Re: [PATCH v6 0/2] x86: Implement fast refcount overflow protection

From: Ingo Molnar
Date: Fri Jul 21 2017 - 03:50:35 EST



* Kees Cook <keescook@xxxxxxxxxxxx> wrote:

> On Thu, Jul 20, 2017 at 10:15 AM, Kees Cook <keescook@xxxxxxxxxxxx> wrote:
> > On Thu, Jul 20, 2017 at 2:11 AM, Ingo Molnar <mingo@xxxxxxxxxx> wrote:
> >> Could you please also create a tabulated quick-comparison of the three variants,
> >> of all key properties, about behavior, feature and tradeoff differences?
> >>
> >> Something like:
> >>
> >> !ARCH_HAS_REFCOUNT ARCH_HAS_REFCOUNT=y REFCOUNT_FULL=y
> >>
> >> avg fast path instructions: 5 3 10
> >> behavior on overflow: unsafe, silent safe, verbose safe, verbose
> >> behavior on underflow: unsafe, silent unsafe, verbose unsafe, verbose
> >> ...
> >>
> >> etc. - note that this table is just a quick mockup with wild guesses. (Please add
> >> more comparisons of other aspects as well.)
> >>
> >> Such a comparison would make it easier for arch, subsystem and distribution
> >> maintainers to decide on which variant to use/enable.
> >
> > Sure, I can write this up.

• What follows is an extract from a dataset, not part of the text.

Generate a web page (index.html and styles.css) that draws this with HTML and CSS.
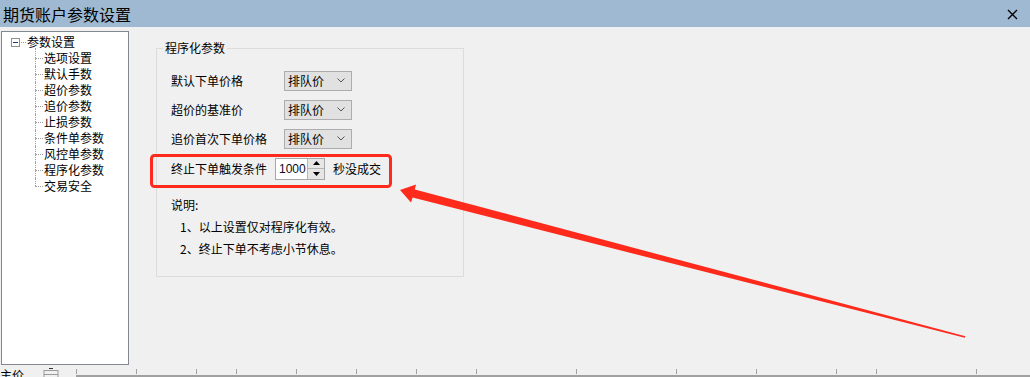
FILE: index.html
```html
<!DOCTYPE html>
<html lang="zh-CN">
<head>
    <meta charset="UTF-8">
    <title>期货账户参数设置</title>
    <link rel="stylesheet" href="styles.css">
</head>
<body>
    <!-- Title bar -->
    <div class="titlebar">
        <span class="title">期货账户参数设置</span>
        <svg class="close" width="11" height="11" viewBox="0 0 11 11">
            <path d="M1 1 L10 10 M10 1 L1 10" stroke="#000" stroke-width="1.4" fill="none"/>
        </svg>
    </div>

    <div class="main">
        <!-- Settings tree -->
        <div class="tree">
            <div class="tree-root">
                <span class="toggle">
                    <svg width="9" height="9" viewBox="0 0 9 9">
                        <rect x="0.5" y="0.5" width="8" height="8" fill="#fff" stroke="#8e8f8f"/>
                        <path d="M2 4.5 H7" stroke="#1d3a74" stroke-width="1"/>
                    </svg>
                </span>
                <span class="root-dots"></span>
                <span>参数设置</span>
            </div>
            <ul class="tree-children">
                <li>选项设置</li>
                <li>默认手数</li>
                <li>超价参数</li>
                <li>追价参数</li>
                <li>止损参数</li>
                <li>条件单参数</li>
                <li>风控单参数</li>
                <li>程序化参数</li>
                <li>交易安全</li>
            </ul>
        </div>

        <!-- Programmatic params group -->
        <fieldset class="group">
            <legend>程序化参数</legend>

            <div class="row">
                <span class="label">默认下单价格</span>
                <div class="select">排队价<svg class="chev" width="8" height="5" viewBox="0 0 8 5"><path d="M0.5 0.5 L4 4 L7.5 0.5" stroke="#555" fill="none"/></svg></div>
            </div>
            <div class="row">
                <span class="label">超价的基准价</span>
                <div class="select">排队价<svg class="chev" width="8" height="5" viewBox="0 0 8 5"><path d="M0.5 0.5 L4 4 L7.5 0.5" stroke="#555" fill="none"/></svg></div>
            </div>
            <div class="row">
                <span class="label">追价首次下单价格</span>
                <div class="select">排队价<svg class="chev" width="8" height="5" viewBox="0 0 8 5"><path d="M0.5 0.5 L4 4 L7.5 0.5" stroke="#555" fill="none"/></svg></div>
            </div>
            <div class="row row-stop">
                <span>终止下单触发条件</span>
                <div class="spinner">
                    <span class="spin-value">1000</span>
                    <div class="spin-buttons">
                        <span class="spin-btn"><svg width="7" height="4" viewBox="0 0 7 4"><path d="M3.5 0 L7 4 L0 4 Z" fill="#000"/></svg></span>
                        <span class="spin-btn"><svg width="7" height="4" viewBox="0 0 7 4"><path d="M0 0 L7 0 L3.5 4 Z" fill="#000"/></svg></span>
                    </div>
                </div>
                <span>秒没成交</span>
            </div>

            <div class="notes">
                <div>说明:</div>
                <div class="note">1、以上设置仅对程序化有效。</div>
                <div class="note">2、终止下单不考虑小节休息。</div>
            </div>
        </fieldset>
    </div>

    <!-- Bottom strip (cut-off window behind) -->
    <div class="bottom">
        <span class="bottom-text">主价</span>
        <svg class="bottom-icon" width="16" height="10" viewBox="0 0 16 10">
            <path d="M1 3.5 H15 M1 7.5 H15 M1 3 V10 M15 3 V10" stroke="#9a9a9a" fill="none"/>
            <path d="M6 1.5 H10" stroke="#333" fill="none"/>
        </svg>
        <div class="ruler">
            <span style="width:60px"></span>
            <span style="width:60px"></span>
            <span style="width:40px"></span>
            <span style="width:60px"></span>
            <span style="width:60px"></span>
            <span style="width:60px"></span>
            <span style="width:60px"></span>
            <span style="width:100px"></span>
            <span style="width:100px"></span>
            <span style="width:80px"></span>
            <span style="width:80px"></span>
            <span style="width:40px"></span>
            <span style="width:100px"></span>
            <span class="ruler-end"></span>
        </div>
    </div>

    <!-- Annotation: red box and arrow -->
    <svg class="annotation" width="1030" height="377" viewBox="0 0 1030 377">
        <rect x="151.5" y="155.5" width="239" height="31" rx="3" fill="none" stroke="#fe2a1c" stroke-width="3"/>
        <polygon points="400,190 416,184.5 414.8,189.4 965.3,336.3 964.8,337.8 412.6,197.6 411,202.5" fill="#fe2a1c"/>
    </svg>
</body>
</html>
```

FILE: styles.css
```css
body {
    margin: 0;
    width: 1030px;
    height: 377px;
    overflow: hidden;
    position: relative;
    background: #f0f0f0;
    font-family: "Noto Sans CJK SC", "Microsoft YaHei", sans-serif;
    font-size: 12px;
    color: #000;
}

/* Title bar */
.titlebar {
    height: 27px;
    background: #9fb9d3;
    display: flex;
    align-items: center;
    justify-content: space-between;
    padding: 1px 12px 0 3px;
    box-sizing: border-box;
}
.title {
    font-size: 16px;
    line-height: 20px;
}
.close {
    display: block;
}

.main {
    display: flex;
    align-items: flex-start;
    padding-top: 4px;
    height: 338px;
    box-sizing: border-box;
}

/* Tree */
.tree {
    width: 128px;
    height: 334px;
    margin-left: 1px;
    box-sizing: border-box;
    border: 1px solid #828790;
    background: #fff;
    padding-top: 2px;
    line-height: 16px;
}
.tree-root {
    display: flex;
    align-items: center;
    height: 16px;
    padding-left: 9px;
}
.toggle svg {
    display: block;
}
.root-dots {
    width: 5px;
    margin: 0 1px 0 1px;
    border-top: 1px dotted #a0a0a0;
}
.tree-children {
    list-style: none;
    margin: 0 0 0 33px;
    padding: 0;
}
.tree-children li {
    position: relative;
    padding-left: 9px;
    height: 16px;
}
.tree-children li::before {
    content: "";
    position: absolute;
    left: 0;
    top: 8px;
    width: 8px;
    border-top: 1px dotted #a0a0a0;
}
.tree-children li::after {
    content: "";
    position: absolute;
    left: 0;
    top: 0;
    height: 16px;
    border-left: 1px dotted #a0a0a0;
}
.tree-children li:first-child::after {
    top: -2px;
    height: 18px;
}
.tree-children li:last-child::after {
    height: 8px;
}

/* Group box */
.group {
    margin: 9px 0 0 27px;
    width: 308px;
    box-sizing: border-box;
    border: 1px solid #dcdcdc;
    padding: 10px 14px 16px 14px;
}
.group legend {
    padding: 0 2px;
    margin-left: -8px;
    line-height: 16px;
}
.row {
    display: flex;
    align-items: center;
    height: 29px;
}
.label {
    width: 113px;
}
.select {
    width: 68px;
    height: 20px;
    box-sizing: border-box;
    border: 1px solid #adadad;
    background: #e1e1e1;
    display: flex;
    align-items: center;
    justify-content: space-between;
    padding: 0 6px 0 3px;
    line-height: 18px;
}
.chev {
    display: block;
}
.row-stop {
    height: 31px;
    gap: 8px;
}
.spinner {
    display: flex;
    width: 50px;
    height: 22px;
    box-sizing: border-box;
    border: 1px solid #a7a7a7;
    background: #fff;
}
.spin-value {
    flex: 1;
    padding-left: 3px;
    line-height: 20px;
    font-family: "Liberation Sans", Arial, sans-serif;
    color: #0a0a2a;
}
.spin-buttons {
    width: 16px;
    display: flex;
    flex-direction: column;
    border-left: 1px solid #b5b5b5;
}
.spin-btn {
    flex: 1;
    display: flex;
    align-items: center;
    justify-content: center;
    background: #e6e6e6;
}
.spin-btn + .spin-btn {
    border-top: 1px solid #b5b5b5;
}
.spin-btn svg {
    display: block;
}

.notes {
    margin-top: 10px;
    line-height: 22px;
}
.note {
    padding-left: 9px;
}

/* Bottom strip */
.bottom {
    display: flex;
    align-items: flex-end;
    height: 12px;
    overflow: hidden;
}
.bottom-text {
    width: 43px;
    line-height: 16px;
    margin-bottom: -6px;
}
.bottom-icon {
    display: block;
    margin-right: 17px;
}
.ruler {
    flex: 1;
    display: flex;
    height: 6px;
    border-bottom: 2px solid #a0a0a0;
}
.ruler span {
    height: 5px;
    border-left: 1px solid #a0a0a0;
    box-sizing: border-box;
}
.ruler-end {
    flex: 1;
}

/* Annotation overlay */
.annotation {
    position: absolute;
    left: 0;
    top: 0;
    pointer-events: none;
}
```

I'm not sure "safe"/"unsafe" is quite that
> > clean. The differences between -full and -fast are pretty subtle, but
> > I think I can describe it using the updated LKDTM tests I've written
> > to compare the two. There are conditions that -fast doesn't catch, but
> > those cases aren't actually useful for the overflow defense.
> >
> > As for "avg fast path instructions", do you mean the resulting
> > assembly for each refcount API function? I think it's going to look
> > something like "1 2 45", but I'll write it up.
>
> So, doing a worst-case timing of a loop of inc() to INT_MAX and then
> dec_and_test() back to zero, I see this out of perf:
>
> atomic
> 25255.114805 task-clock (msec)
> 82249267387 cycles
> 11208720041 instructions
>
> refcount-fast
> 25259.577583 task-clock (msec)
> 82211446892 cycles
> 15486246572 instructions
>
> refcount-full
> 44625.923432 task-clock (msec)
> 144814735193 cycles
> 105937495952 instructions
>
> I'll still summarize all this in the v7 series, but I think that
> really clarifies the differences: 1.5x more instructions in -fast, but
> nearly identical cycles and clock. Using -full sees a large change (as
> expected).

Ok, that's pretty convincig - I'd suggest including a cicles row in the table
instead of an instructions row: number of instructions is indeed slightly
misleading in this case.

Thanks,

Ingo